-------- DATA PROVIDED
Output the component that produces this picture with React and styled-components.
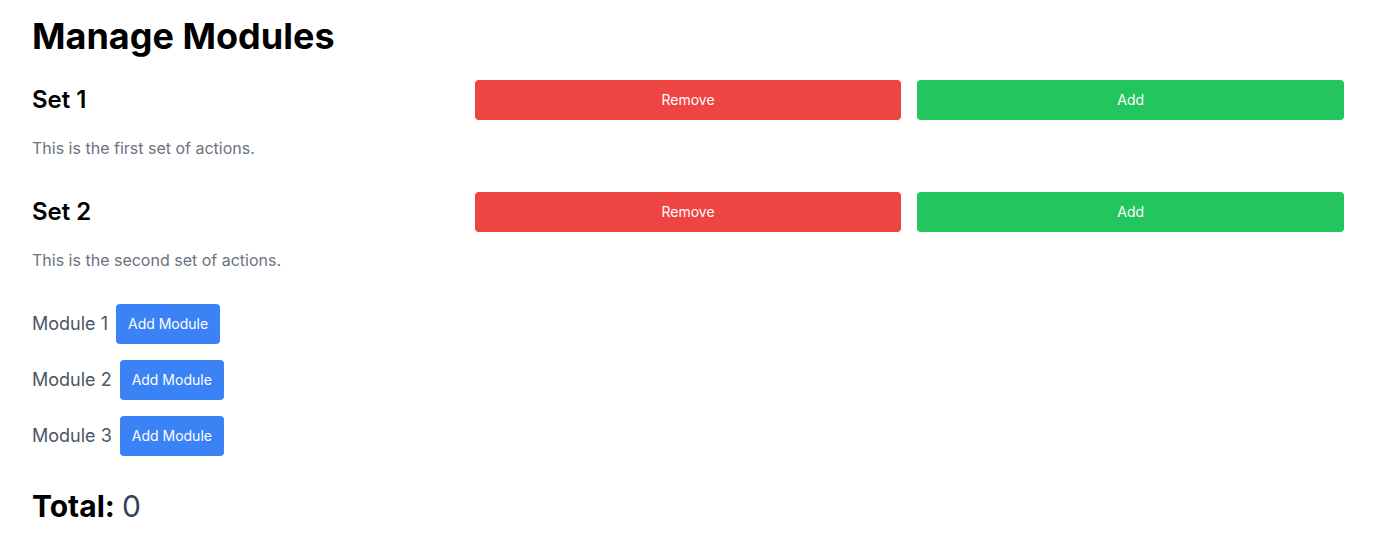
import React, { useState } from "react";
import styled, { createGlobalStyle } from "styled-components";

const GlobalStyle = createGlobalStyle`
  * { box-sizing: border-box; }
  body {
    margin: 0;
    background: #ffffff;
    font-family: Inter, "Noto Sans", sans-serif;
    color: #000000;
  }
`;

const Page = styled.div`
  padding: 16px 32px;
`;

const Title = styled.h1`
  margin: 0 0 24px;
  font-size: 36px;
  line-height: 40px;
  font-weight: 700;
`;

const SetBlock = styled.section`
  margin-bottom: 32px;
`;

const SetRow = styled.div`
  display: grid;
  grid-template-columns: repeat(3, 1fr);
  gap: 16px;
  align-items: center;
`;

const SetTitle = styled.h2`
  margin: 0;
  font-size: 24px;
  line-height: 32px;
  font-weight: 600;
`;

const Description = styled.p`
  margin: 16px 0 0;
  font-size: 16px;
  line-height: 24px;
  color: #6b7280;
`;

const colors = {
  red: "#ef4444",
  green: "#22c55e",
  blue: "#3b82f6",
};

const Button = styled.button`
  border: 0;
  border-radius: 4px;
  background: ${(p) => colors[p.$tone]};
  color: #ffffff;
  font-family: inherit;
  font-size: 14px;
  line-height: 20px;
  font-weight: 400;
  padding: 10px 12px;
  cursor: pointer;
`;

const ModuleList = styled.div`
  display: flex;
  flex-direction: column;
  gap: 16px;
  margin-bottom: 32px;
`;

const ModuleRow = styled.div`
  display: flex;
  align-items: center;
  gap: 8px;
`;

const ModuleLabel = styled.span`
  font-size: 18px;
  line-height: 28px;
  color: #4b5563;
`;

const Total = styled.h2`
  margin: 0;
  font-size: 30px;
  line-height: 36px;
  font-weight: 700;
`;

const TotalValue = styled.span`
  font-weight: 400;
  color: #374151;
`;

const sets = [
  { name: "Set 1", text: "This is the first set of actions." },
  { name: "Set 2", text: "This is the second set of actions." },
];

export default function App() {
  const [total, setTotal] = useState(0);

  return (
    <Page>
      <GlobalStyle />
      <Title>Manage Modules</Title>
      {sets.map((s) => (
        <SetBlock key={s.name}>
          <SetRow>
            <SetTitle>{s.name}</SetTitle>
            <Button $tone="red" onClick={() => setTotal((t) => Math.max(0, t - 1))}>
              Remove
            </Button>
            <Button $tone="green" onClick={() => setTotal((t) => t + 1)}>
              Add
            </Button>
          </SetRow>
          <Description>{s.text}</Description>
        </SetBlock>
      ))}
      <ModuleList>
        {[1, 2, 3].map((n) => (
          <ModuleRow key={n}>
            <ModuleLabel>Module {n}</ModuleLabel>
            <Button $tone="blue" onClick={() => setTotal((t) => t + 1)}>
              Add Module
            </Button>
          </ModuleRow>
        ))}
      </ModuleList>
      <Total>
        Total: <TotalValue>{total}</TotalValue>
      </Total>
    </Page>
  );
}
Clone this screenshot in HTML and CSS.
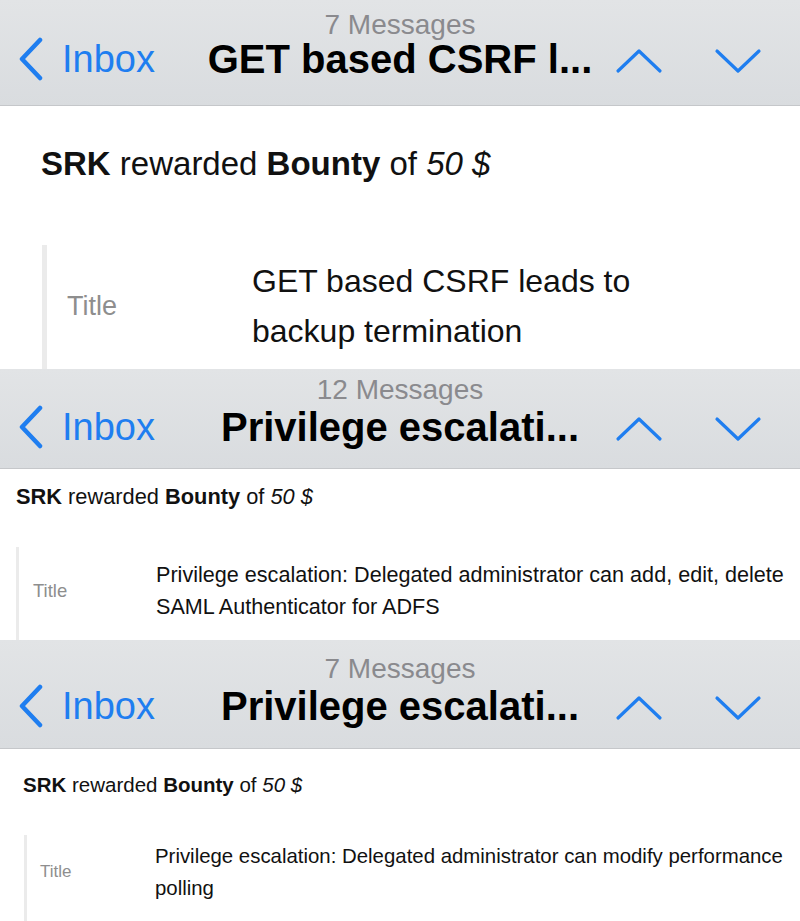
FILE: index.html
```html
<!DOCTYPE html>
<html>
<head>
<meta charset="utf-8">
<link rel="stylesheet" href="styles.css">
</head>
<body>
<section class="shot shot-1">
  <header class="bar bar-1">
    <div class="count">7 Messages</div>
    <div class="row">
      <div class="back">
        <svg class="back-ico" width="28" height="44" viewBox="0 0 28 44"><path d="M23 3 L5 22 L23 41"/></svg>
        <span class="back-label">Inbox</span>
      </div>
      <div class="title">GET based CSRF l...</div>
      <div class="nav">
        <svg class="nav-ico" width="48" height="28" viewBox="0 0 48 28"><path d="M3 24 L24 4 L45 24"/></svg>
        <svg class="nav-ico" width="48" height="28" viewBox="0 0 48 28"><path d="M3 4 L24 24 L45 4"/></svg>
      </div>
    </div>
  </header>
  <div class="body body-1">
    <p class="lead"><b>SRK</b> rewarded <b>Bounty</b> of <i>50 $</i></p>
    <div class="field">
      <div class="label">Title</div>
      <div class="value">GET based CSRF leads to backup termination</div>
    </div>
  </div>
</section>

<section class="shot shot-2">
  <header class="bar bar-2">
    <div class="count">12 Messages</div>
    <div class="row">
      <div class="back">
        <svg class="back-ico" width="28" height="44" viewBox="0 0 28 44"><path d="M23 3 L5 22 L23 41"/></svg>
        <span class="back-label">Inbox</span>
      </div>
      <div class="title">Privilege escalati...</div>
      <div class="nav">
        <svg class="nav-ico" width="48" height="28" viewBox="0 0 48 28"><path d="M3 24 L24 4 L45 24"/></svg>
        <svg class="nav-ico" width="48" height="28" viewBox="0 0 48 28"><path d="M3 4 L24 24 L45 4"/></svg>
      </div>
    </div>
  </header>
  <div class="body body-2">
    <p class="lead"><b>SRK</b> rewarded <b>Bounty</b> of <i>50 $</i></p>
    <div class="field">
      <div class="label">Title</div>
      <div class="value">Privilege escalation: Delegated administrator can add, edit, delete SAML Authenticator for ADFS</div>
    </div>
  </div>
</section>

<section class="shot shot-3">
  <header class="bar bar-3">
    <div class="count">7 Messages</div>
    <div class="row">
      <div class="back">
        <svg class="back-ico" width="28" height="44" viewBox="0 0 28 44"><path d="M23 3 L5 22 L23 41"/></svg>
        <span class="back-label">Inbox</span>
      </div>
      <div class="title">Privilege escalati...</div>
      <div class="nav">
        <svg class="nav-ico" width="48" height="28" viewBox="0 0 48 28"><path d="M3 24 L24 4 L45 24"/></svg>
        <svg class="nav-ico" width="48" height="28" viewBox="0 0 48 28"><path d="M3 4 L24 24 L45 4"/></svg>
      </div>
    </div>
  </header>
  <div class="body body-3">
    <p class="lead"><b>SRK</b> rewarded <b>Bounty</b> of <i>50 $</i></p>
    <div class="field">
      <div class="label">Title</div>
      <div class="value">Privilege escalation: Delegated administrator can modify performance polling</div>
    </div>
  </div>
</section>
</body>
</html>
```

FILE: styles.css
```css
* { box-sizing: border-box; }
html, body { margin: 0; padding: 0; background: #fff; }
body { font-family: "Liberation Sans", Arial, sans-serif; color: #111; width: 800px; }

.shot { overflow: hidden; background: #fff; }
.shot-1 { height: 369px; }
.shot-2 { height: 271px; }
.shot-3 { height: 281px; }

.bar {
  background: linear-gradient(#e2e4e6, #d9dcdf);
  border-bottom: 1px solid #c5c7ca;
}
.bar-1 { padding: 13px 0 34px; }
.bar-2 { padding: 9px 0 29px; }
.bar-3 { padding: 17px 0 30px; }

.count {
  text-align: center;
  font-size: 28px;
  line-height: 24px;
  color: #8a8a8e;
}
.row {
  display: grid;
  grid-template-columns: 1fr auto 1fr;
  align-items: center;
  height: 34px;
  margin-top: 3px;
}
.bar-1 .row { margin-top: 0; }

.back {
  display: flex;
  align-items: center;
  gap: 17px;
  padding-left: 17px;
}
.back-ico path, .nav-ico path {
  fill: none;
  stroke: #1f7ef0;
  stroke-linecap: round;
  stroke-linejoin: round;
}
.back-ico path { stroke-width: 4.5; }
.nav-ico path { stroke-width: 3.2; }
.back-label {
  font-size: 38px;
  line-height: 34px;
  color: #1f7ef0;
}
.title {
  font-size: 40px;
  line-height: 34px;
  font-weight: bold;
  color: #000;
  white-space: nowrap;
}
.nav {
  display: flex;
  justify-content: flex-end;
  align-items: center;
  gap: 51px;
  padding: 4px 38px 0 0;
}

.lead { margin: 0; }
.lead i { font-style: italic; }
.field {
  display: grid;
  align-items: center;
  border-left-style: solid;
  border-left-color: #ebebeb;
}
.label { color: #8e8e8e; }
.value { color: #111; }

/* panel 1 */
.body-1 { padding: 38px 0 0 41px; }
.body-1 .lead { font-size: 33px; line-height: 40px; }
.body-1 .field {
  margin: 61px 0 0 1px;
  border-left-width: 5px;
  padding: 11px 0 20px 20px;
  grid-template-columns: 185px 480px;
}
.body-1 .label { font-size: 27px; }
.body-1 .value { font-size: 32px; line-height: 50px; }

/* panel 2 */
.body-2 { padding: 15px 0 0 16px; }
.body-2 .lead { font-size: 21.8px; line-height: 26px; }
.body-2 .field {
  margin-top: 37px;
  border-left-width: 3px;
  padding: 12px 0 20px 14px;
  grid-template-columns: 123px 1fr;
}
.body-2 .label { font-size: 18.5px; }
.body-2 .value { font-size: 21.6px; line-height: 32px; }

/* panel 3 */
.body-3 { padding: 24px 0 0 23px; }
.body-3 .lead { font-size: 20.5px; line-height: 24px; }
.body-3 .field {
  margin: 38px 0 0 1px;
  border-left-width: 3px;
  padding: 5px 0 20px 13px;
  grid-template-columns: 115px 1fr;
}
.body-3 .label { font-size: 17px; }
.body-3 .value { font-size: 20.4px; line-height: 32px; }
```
----------------
-------- DATA PROVIDED
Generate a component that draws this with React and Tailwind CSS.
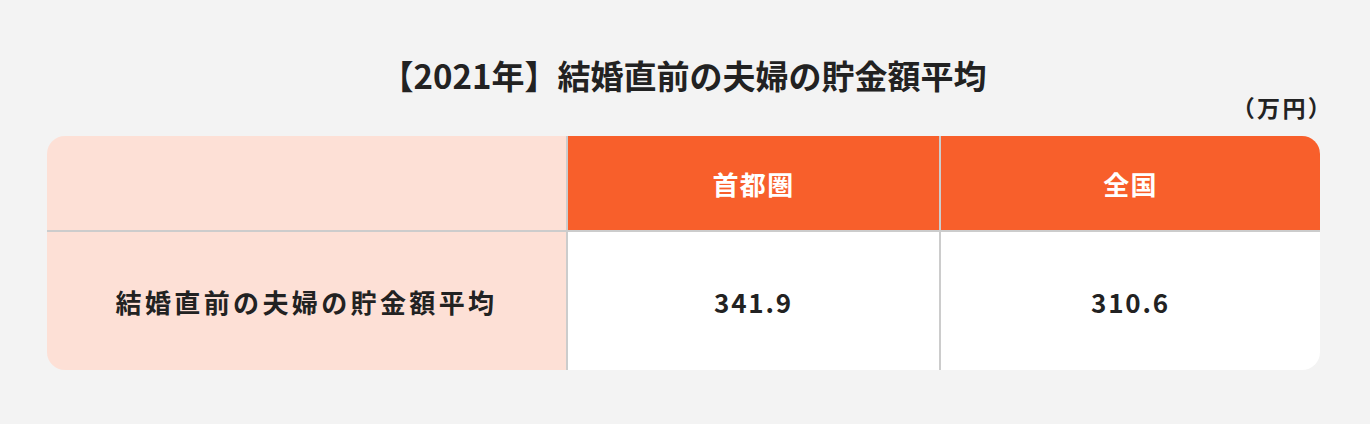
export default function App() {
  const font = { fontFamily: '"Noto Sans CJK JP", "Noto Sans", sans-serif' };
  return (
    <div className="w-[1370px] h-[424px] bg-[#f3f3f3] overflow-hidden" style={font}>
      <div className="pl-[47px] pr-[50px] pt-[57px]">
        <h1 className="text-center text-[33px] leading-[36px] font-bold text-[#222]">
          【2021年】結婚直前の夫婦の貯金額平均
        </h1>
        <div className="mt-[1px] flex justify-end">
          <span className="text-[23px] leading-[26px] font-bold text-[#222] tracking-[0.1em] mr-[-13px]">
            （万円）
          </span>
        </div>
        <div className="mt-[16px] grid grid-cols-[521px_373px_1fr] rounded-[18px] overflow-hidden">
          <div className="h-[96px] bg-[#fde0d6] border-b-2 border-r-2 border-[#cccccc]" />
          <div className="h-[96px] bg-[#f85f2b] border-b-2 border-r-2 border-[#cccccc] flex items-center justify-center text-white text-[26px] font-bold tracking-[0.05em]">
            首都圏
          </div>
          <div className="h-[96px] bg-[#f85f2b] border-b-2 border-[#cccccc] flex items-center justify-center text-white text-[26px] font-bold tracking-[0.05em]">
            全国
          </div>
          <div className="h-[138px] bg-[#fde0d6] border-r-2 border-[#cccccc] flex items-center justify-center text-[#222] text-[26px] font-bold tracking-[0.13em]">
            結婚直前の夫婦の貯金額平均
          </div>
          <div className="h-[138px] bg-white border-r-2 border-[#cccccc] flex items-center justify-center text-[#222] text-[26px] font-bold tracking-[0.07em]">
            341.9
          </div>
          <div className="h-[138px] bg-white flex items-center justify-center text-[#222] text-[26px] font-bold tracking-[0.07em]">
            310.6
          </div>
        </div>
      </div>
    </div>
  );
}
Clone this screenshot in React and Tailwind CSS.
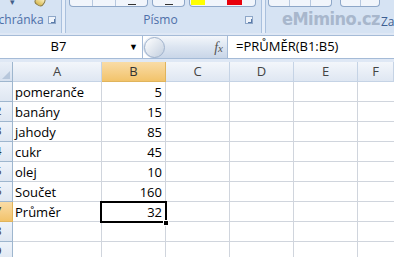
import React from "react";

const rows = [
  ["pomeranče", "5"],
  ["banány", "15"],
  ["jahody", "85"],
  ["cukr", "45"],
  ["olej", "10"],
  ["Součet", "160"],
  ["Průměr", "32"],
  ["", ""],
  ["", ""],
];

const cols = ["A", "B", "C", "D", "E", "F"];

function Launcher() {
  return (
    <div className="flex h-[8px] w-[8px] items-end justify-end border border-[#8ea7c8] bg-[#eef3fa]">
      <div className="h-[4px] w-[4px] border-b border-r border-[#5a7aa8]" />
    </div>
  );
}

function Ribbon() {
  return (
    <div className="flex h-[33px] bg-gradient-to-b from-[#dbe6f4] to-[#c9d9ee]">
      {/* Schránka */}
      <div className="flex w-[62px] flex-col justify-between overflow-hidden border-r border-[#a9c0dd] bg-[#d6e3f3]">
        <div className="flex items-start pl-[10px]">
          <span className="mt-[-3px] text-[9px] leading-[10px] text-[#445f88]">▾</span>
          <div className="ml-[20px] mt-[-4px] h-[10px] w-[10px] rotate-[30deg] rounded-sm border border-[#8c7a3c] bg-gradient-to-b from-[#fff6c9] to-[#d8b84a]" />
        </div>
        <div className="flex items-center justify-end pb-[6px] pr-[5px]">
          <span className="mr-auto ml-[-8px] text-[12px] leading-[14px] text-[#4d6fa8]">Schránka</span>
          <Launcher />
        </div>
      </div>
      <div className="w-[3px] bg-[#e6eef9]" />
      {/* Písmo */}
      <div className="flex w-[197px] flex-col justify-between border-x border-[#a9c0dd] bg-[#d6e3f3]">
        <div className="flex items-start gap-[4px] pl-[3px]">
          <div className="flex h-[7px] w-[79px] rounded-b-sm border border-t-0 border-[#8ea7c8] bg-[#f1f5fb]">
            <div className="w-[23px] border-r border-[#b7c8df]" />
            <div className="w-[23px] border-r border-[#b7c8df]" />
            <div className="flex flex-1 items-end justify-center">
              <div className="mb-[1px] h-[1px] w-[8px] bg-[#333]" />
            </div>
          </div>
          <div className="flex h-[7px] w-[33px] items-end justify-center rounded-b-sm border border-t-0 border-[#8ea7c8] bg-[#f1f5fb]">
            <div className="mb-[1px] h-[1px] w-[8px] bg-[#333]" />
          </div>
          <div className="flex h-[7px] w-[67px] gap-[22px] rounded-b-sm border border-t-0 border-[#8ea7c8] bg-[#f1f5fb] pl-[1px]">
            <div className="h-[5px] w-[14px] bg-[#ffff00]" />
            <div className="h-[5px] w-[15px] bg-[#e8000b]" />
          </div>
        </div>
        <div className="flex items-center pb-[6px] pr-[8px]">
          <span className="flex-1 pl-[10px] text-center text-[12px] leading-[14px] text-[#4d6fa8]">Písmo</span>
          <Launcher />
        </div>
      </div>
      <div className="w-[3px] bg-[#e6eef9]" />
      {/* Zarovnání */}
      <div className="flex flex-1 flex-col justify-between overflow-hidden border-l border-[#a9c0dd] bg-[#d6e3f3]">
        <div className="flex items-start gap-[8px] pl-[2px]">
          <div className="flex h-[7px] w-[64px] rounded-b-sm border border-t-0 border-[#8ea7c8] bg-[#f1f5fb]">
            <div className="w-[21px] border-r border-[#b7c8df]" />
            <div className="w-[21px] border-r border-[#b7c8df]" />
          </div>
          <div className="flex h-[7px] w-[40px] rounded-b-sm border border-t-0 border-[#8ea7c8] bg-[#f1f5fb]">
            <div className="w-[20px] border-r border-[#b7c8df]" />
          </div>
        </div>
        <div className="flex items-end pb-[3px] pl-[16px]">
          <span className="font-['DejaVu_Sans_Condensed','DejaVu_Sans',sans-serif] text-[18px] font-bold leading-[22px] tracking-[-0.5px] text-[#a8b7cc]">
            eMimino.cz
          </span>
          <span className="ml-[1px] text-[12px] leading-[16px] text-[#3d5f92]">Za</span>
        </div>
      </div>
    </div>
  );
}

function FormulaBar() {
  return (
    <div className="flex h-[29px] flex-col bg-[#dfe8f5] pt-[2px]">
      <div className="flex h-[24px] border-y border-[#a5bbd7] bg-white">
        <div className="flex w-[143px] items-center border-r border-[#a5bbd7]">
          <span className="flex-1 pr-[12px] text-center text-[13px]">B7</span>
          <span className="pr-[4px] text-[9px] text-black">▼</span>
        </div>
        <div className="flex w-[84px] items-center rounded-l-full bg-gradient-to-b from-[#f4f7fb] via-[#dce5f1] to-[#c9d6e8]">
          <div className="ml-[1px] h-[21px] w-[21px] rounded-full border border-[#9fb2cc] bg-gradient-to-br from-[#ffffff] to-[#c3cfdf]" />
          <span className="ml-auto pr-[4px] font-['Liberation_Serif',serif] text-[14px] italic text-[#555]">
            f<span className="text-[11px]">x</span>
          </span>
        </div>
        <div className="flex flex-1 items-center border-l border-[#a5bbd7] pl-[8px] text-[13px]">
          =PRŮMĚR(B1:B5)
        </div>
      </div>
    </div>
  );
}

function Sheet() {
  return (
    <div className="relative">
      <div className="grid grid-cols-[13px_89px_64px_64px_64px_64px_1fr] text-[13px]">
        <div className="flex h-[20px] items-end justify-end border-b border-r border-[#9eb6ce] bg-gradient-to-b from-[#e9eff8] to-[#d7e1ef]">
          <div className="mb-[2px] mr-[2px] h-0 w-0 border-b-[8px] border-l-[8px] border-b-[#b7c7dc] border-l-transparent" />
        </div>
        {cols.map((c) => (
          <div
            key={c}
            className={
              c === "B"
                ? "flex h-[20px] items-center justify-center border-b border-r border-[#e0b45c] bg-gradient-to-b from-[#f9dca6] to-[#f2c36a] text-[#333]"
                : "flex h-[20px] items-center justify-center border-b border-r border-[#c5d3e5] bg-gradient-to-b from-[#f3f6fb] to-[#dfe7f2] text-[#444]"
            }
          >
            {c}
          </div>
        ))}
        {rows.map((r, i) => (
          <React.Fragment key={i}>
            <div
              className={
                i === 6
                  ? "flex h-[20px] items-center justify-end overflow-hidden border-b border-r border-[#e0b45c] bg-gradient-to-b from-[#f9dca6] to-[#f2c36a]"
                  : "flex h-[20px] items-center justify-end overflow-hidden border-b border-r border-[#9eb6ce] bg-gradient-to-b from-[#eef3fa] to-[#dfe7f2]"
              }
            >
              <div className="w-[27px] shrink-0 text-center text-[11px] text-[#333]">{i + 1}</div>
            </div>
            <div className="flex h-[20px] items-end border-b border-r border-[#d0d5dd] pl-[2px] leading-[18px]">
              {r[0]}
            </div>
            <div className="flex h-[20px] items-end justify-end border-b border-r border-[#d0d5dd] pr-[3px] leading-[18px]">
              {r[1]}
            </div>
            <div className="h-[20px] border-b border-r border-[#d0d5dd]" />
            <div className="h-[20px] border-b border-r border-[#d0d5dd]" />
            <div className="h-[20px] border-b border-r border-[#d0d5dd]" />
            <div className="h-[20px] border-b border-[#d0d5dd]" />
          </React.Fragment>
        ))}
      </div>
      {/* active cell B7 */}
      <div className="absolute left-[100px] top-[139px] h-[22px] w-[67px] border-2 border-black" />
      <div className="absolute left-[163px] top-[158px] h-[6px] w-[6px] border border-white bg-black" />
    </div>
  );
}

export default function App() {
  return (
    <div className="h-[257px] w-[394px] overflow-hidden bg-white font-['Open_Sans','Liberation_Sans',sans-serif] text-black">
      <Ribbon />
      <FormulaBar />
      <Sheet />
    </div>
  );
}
----------------
• [TASK DIRECTIONS]: Exactly reproduce the lines from the line holding "Output the component" through the line holding "const [total, setTotal] = useState(0);", and only those; pictures are to be left out.

• [TASK OUTPUT]:
Output the component that produces this picture with React and styled-components.
import React, { useState } from "react";
import styled, { createGlobalStyle } from "styled-components";

const GlobalStyle = createGlobalStyle`
  * { box-sizing: border-box; }
  body {
    margin: 0;
    background: #ffffff;
    font-family: Inter, "Noto Sans", sans-serif;
    color: #000000;
  }
`;

const Page = styled.div`
  padding: 16px 32px;
`;

const Title = styled.h1`
  margin: 0 0 24px;
  font-size: 36px;
  line-height: 40px;
  font-weight: 700;
`;

const SetBlock = styled.section`
  margin-bottom: 32px;
`;

const SetRow = styled.div`
  display: grid;
  grid-template-columns: repeat(3, 1fr);
  gap: 16px;
  align-items: center;
`;

const SetTitle = styled.h2`
  margin: 0;
  font-size: 24px;
  line-height: 32px;
  font-weight: 600;
`;

const Description = styled.p`
  margin: 16px 0 0;
  font-size: 16px;
  line-height: 24px;
  color: #6b7280;
`;

const colors = {
  red: "#ef4444",
  green: "#22c55e",
  blue: "#3b82f6",
};

const Button = styled.button`
  border: 0;
  border-radius: 4px;
  background: ${(p) => colors[p.$tone]};
  color: #ffffff;
  font-family: inherit;
  font-size: 14px;
  line-height: 20px;
  font-weight: 400;
  padding: 10px 12px;
  cursor: pointer;
`;

const ModuleList = styled.div`
  display: flex;
  flex-direction: column;
  gap: 16px;
  margin-bottom: 32px;
`;

const ModuleRow = styled.div`
  display: flex;
  align-items: center;
  gap: 8px;
`;

const ModuleLabel = styled.span`
  font-size: 18px;
  line-height: 28px;
  color: #4b5563;
`;

const Total = styled.h2`
  margin: 0;
  font-size: 30px;
  line-height: 36px;
  font-weight: 700;
`;

const TotalValue = styled.span`
  font-weight: 400;
  color: #374151;
`;

const sets = [
  { name: "Set 1", text: "This is the first set of actions." },
  { name: "Set 2", text: "This is the second set of actions." },
];

export default function App() {
  const [total, setTotal] = useState(0);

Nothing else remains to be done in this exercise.